The fact that the material in a book such as Isaiah goes back to prophetic preaching explains the way the book doesn’t unfold in a systematic way like a normal book. It’s a collection of separate messages that have been strung together. Often the same themes recur, as they do in Jesus’ parables, because the same themes recurred in the prophet’s preaching. There’s a story about a Christian preacher whose people accused him of always repeating the same message; when they took notice of that one, he responded, he would preach another.
But the fact that the book is a compilation of prophetic messages doesn’t mean it has no structure. At a macro level, it’s rather clearly arranged.

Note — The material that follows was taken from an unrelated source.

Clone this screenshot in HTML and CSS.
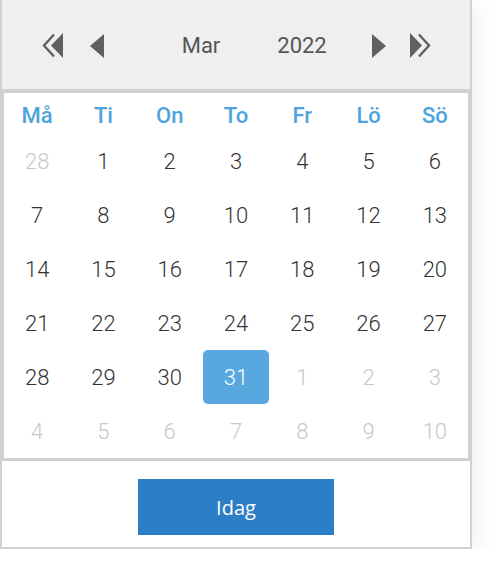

Isaiah 1–12: Messages about Judah and Jerusalem, with references to King Ahaz
Isaiah 13–23: Messages about the nations around, with a reference King Ahaz
Isaiah 24–27: Messages about the destiny of the world around, with no reference to specific kings
Isaiah 28–39: Messages about Judah and Jerusalem, with references to King Hezekiah
Isaiah 40–55: Messages about Judah and Jerusalem, with references to King Cyrus
Isaiah 56–66: Messages about Judah and Jerusalem, with no reference to specific kings
One feature emerging from this outline is that at the macro level the book is arranged chronologically. Ahaz was king of Judah about 736 to 715. Hezekiah was king about 715 to 686. The last part of Isaiah 28—39 looks forward to the fall of Jerusalem and the exile of its leadership to Babylon, which happened in 587. Cyrus was the king of Persia who took over the Babylonian empire in 539 and allowed the Judahites in Babylon to go back home and rebuild the temple. The last chapters of the book make sense when understood in relation to the community in Judah after that event.
One implication of that outline is as follows. While Isaiah 39 speaks of the exile as something to happen in the future, the messages in Isaiah 40–55 speak of it as something that happened quite a while ago. The future they refer to is that promise that God is about to make it possible for people to return to Jerusalem. The implication is that the Isaiah of chapters 1–39 isn’t the prophet whose preaching appears in chapters 40–55 or chapters 56–66. The book called Isaiah is a compilation of the messages of several prophets. Something of this sort may well be true of most of the prophetic books. It doesn’t mean they’re random compilations; one can see links between chapters 40–66 and chapters 1–39. As the outline above indicates, the last part of the book concerns itself with Judah and Jerusalem as much as the first part does. The most distinctive link between the parts is the description of God as “the holy one of Israel.” That title, or a variant, comes twenty-eight times in Isaiah (only six times in the whole of the rest of the Old Testament), half in chapters 1–39 and half in chapters 40–66. The whole of the book called Isaiah is a message about the holy one of Israel.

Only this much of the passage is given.